Directions for this task: Transcribe all of the material exactly. Any picture in it should be left out.

Information shown:
----------------

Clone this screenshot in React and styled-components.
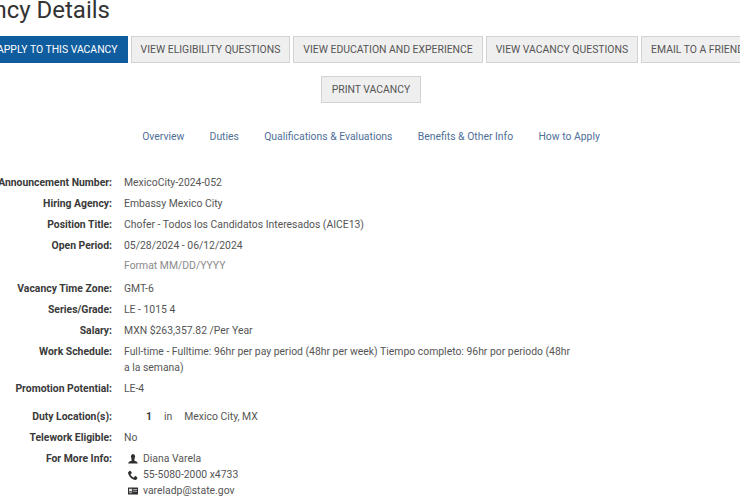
import React from "react";
import styled, { createGlobalStyle } from "styled-components";
import { ImPhone } from "react-icons/im";

const Global = createGlobalStyle`
  html, body { margin: 0; padding: 0; background: #fff; overflow: hidden; }
  body { font-family: Roboto, "Liberation Sans", sans-serif; color: #444; }
`;
const Page = styled.div`
  width: 742px;
  height: 499px;
  overflow: hidden;
`;
const Title = styled.h1`
  margin: -7px 0 0 -60px;
  font-size: 24px;
  line-height: 34px;
  font-weight: 400;
  color: #333;
  white-space: nowrap;
`;
const ButtonRow = styled.div`
  display: flex;
  gap: 3px;
  margin: 9px 0 0 -13px;
`;
const Button = styled.a`
  flex: none;
  box-sizing: border-box;
  height: 27px;
  padding: 0 ${p => p.$pad ?? 9}px;
  display: flex;
  align-items: center;
  font-size: 10.4px;
  white-space: nowrap;
  color: ${p => (p.$primary ? "#fff" : "#555")};
  background: ${p => (p.$primary ? "#0f5c9e" : "#f0efef")};
  border: 1px solid ${p => (p.$primary ? "#0f5c9e" : "#d2d2d2")};
`;
const PrintRow = styled.div`
  display: flex;
  justify-content: center;
  margin-top: 13px;
`;
const Tabs = styled.nav`
  display: flex;
  justify-content: center;
  gap: 25.3px;
  margin-top: 26px;
`;
const Tab = styled.a`
  font-size: 10.4px;
  line-height: 16px;
  color: #4f6f98;
`;
const Details = styled.div`
  display: flex;
  flex-direction: column;
  margin-top: 30px;
`;
const Row = styled.div`
  display: grid;
  grid-template-columns: 112px 448px;
  column-gap: 12px;
  font-size: 10.4px;
  line-height: 16px;
  margin-bottom: ${p => p.$gap ?? 5}px;
`;
const Label = styled.div`
  display: flex;
  justify-content: flex-end;
  font-weight: 700;
  white-space: nowrap;
  color: #3a3a3a;
`;
const Value = styled.div`
  color: #555;
`;
const Hint = styled.div`
  color: #8a8a8a;
  margin-top: 4px;
`;
const Location = styled.div`
  display: flex;
  color: #555;
  padding-left: 22px;
  gap: 12px;
`;
const Count = styled.b`
  color: #3a3a3a;
`;
const Contact = styled.div`
  display: flex;
  align-items: center;
  gap: 5px;
  height: 16px;
  padding-left: 4px;
  svg { width: 10px; height: 10px; color: #2e2e2e; flex: none; }
`;
const ContactList = styled.div`
  display: flex;
  flex-direction: column;
  color: #555;
`;

const UserIcon = () => (
  <svg viewBox="0 0 10 10" fill="currentColor">
    <ellipse cx="5" cy="2.6" rx="2.1" ry="2.6" />
    <path d="M3.3 4.6 L3.8 6.4 C2.6 7.1 .4 7.3 .2 9.6 L9.8 9.6 C9.6 7.3 7.4 7.1 6.2 6.4 L6.7 4.6Z" />
  </svg>
);
const CardIcon = () => (
  <svg viewBox="0 0 10 10">
    <rect x="0" y="1.6" width="10" height="6.8" rx=".5" fill="currentColor" />
    <rect x="1" y="2.8" width="3.2" height="2.6" fill="#fff" opacity=".85" />
    <rect x="1" y="6.2" width="3.2" height="1" fill="#fff" opacity=".6" />
    <rect x="5.2" y="3" width="3.8" height=".9" fill="#fff" opacity=".7" />
    <rect x="5.2" y="4.8" width="3.8" height=".9" fill="#fff" opacity=".7" />
  </svg>
);

const rows = [
  ["Announcement Number:", "MexicoCity-2024-052"],
  ["Hiring Agency:", "Embassy Mexico City"],
  ["Position Title:", "Chofer - Todos los Candidatos Interesados (AICE13)"],
];
const rows2 = [
  ["Vacancy Time Zone:", "GMT-6"],
  ["Series/Grade:", "LE - 1015 4"],
  ["Salary:", "MXN $263,357.82 /Per Year"],
  ["Work Schedule:", "Full-time - Fulltime: 96hr per pay period (48hr per week) Tiempo completo: 96hr por periodo (48hr a la semana)"],
];

export default function App() {
  return (
    <Page>
      <Global />
      <Title>Vacancy Details</Title>
      <ButtonRow>
        <Button $primary>APPLY TO THIS VACANCY</Button>
        <Button>VIEW ELIGIBILITY QUESTIONS</Button>
        <Button>VIEW EDUCATION AND EXPERIENCE</Button>
        <Button>VIEW VACANCY QUESTIONS</Button>
        <Button>EMAIL TO A FRIEND</Button>
      </ButtonRow>
      <PrintRow>
        <Button $pad={10}>PRINT VACANCY</Button>
      </PrintRow>
      <Tabs>
        <Tab>Overview</Tab>
        <Tab>Duties</Tab>
        <Tab>Qualifications &amp; Evaluations</Tab>
        <Tab>Benefits &amp; Other Info</Tab>
        <Tab>How to Apply</Tab>
      </Tabs>
      <Details>
        {rows.map(([l, v]) => (
          <Row key={l}><Label>{l}</Label><Value>{v}</Value></Row>
        ))}
        <Row $gap={7}>
          <Label>Open Period:</Label>
          <Value>05/28/2024 - 06/12/2024<Hint>Format MM/DD/YYYY</Hint></Value>
        </Row>
        {rows2.map(([l, v]) => (
          <Row key={l}><Label>{l}</Label><Value>{v}</Value></Row>
        ))}
        <Row $gap={12}><Label>Promotion Potential:</Label><Value>LE-4</Value></Row>
        <Row>
          <Label>Duty Location(s):</Label>
          <Location><Count>1</Count><span>in</span><span>Mexico City, MX</span></Location>
        </Row>
        <Row><Label>Telework Eligible:</Label><Value>No</Value></Row>
        <Row>
          <Label>For More Info:</Label>
          <ContactList>
            <Contact><UserIcon />Diana Varela</Contact>
            <Contact><ImPhone />55-5080-2000 x4733</Contact>
            <Contact><CardIcon />vareladp@state.gov</Contact>
          </ContactList>
        </Row>
      </Details>
    </Page>
  );
}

----------------

Correct response:
Clone this screenshot in React and styled-components.
import React from "react";
import styled, { createGlobalStyle } from "styled-components";
import { ImPhone } from "react-icons/im";

const Global = createGlobalStyle`
  html, body { margin: 0; padding: 0; background: #fff; overflow: hidden; }
  body { font-family: Roboto, "Liberation Sans", sans-serif; color: #444; }
`;
const Page = styled.div`
  width: 742px;
  height: 499px;
  overflow: hidden;
`;
const Title = styled.h1`
  margin: -7px 0 0 -60px;
  font-size: 24px;
  line-height: 34px;
  font-weight: 400;
  color: #333;
  white-space: nowrap;
`;
const ButtonRow = styled.div`
  display: flex;
  gap: 3px;
  margin: 9px 0 0 -13px;
`;
const Button = styled.a`
  flex: none;
  box-sizing: border-box;
  height: 27px;
  padding: 0 ${p => p.$pad ?? 9}px;
  display: flex;
  align-items: center;
  font-size: 10.4px;
  white-space: nowrap;
  color: ${p => (p.$primary ? "#fff" : "#555")};
  background: ${p => (p.$primary ? "#0f5c9e" : "#f0efef")};
  border: 1px solid ${p => (p.$primary ? "#0f5c9e" : "#d2d2d2")};
`;
const PrintRow = styled.div`
  display: flex;
  justify-content: center;
  margin-top: 13px;
`;
const Tabs = styled.nav`
  display: flex;
  justify-content: center;
  gap: 25.3px;
  margin-top: 26px;
`;
const Tab = styled.a`
  font-size: 10.4px;
  line-height: 16px;
  color: #4f6f98;
`;
const Details = styled.div`
  display: flex;
  flex-direction: column;
  margin-top: 30px;
`;
const Row = styled.div`
  display: grid;
  grid-template-columns: 112px 448px;
  column-gap: 12px;
  font-size: 10.4px;
  line-height: 16px;
  margin-bottom: ${p => p.$gap ?? 5}px;
`;
const Label = styled.div`
  display: flex;
  justify-content: flex-end;
  font-weight: 700;
  white-space: nowrap;
  color: #3a3a3a;
`;
const Value = styled.div`
  color: #555;
`;
const Hint = styled.div`
  color: #8a8a8a;
  margin-top: 4px;
`;
const Location = styled.div`
  display: flex;
  color: #555;
  padding-left: 22px;
  gap: 12px;
`;
const Count = styled.b`
  color: #3a3a3a;
`;
const Contact = styled.div`
  display: flex;
  align-items: center;
  gap: 5px;
  height: 16px;
  padding-left: 4px;
  svg { width: 10px; height: 10px; color: #2e2e2e; flex: none; }
`;
const ContactList = styled.div`
  display: flex;
  flex-direction: column;
  color: #555;
`;

const UserIcon = () => (
  <svg viewBox="0 0 10 10" fill="currentColor">
    <ellipse cx="5" cy="2.6" rx="2.1" ry="2.6" />
    <path d="M3.3 4.6 L3.8 6.4 C2.6 7.1 .4 7.3 .2 9.6 L9.8 9.6 C9.6 7.3 7.4 7.1 6.2 6.4 L6.7 4.6Z" />
  </svg>
);
const CardIcon = () => (
  <svg viewBox="0 0 10 10">
    <rect x="0" y="1.6" width="10" height="6.8" rx=".5" fill="currentColor" />
    <rect x="1" y="2.8" width="3.2" height="2.6" fill="#fff" opacity=".85" />
    <rect x="1" y="6.2" width="3.2" height="1" fill="#fff" opacity=".6" />
    <rect x="5.2" y="3" width="3.8" height=".9" fill="#fff" opacity=".7" />
    <rect x="5.2" y="4.8" width="3.8" height=".9" fill="#fff" opacity=".7" />
  </svg>
);

const rows = [
  ["Announcement Number:", "MexicoCity-2024-052"],
  ["Hiring Agency:", "Embassy Mexico City"],
  ["Position Title:", "Chofer - Todos los Candidatos Interesados (AICE13)"],
];
const rows2 = [
  ["Vacancy Time Zone:", "GMT-6"],
  ["Series/Grade:", "LE - 1015 4"],
  ["Salary:", "MXN $263,357.82 /Per Year"],
  ["Work Schedule:", "Full-time - Fulltime: 96hr per pay period (48hr per week) Tiempo completo: 96hr por periodo (48hr a la semana)"],
];

export default function App() {
  return (
    <Page>
      <Global />
      <Title>Vacancy Details</Title>
      <ButtonRow>
        <Button $primary>APPLY TO THIS VACANCY</Button>
        <Button>VIEW ELIGIBILITY QUESTIONS</Button>
        <Button>VIEW EDUCATION AND EXPERIENCE</Button>
        <Button>VIEW VACANCY QUESTIONS</Button>
        <Button>EMAIL TO A FRIEND</Button>
      </ButtonRow>
      <PrintRow>
        <Button $pad={10}>PRINT VACANCY</Button>
      </PrintRow>
      <Tabs>
        <Tab>Overview</Tab>
        <Tab>Duties</Tab>
        <Tab>Qualifications &amp; Evaluations</Tab>
        <Tab>Benefits &amp; Other Info</Tab>
        <Tab>How to Apply</Tab>
      </Tabs>
      <Details>
        {rows.map(([l, v]) => (
          <Row key={l}><Label>{l}</Label><Value>{v}</Value></Row>
        ))}
        <Row $gap={7}>
          <Label>Open Period:</Label>
          <Value>05/28/2024 - 06/12/2024<Hint>Format MM/DD/YYYY</Hint></Value>
        </Row>
        {rows2.map(([l, v]) => (
          <Row key={l}><Label>{l}</Label><Value>{v}</Value></Row>
        ))}
        <Row $gap={12}><Label>Promotion Potential:</Label><Value>LE-4</Value></Row>
        <Row>
          <Label>Duty Location(s):</Label>
          <Location><Count>1</Count><span>in</span><span>Mexico City, MX</span></Location>
        </Row>
        <Row><Label>Telework Eligible:</Label><Value>No</Value></Row>
        <Row>
          <Label>For More Info:</Label>
          <ContactList>
            <Contact><UserIcon />Diana Varela</Contact>
            <Contact><ImPhone />55-5080-2000 x4733</Contact>
            <Contact><CardIcon />vareladp@state.gov</Contact>
          </ContactList>
        </Row>
      </Details>
    </Page>
  );
}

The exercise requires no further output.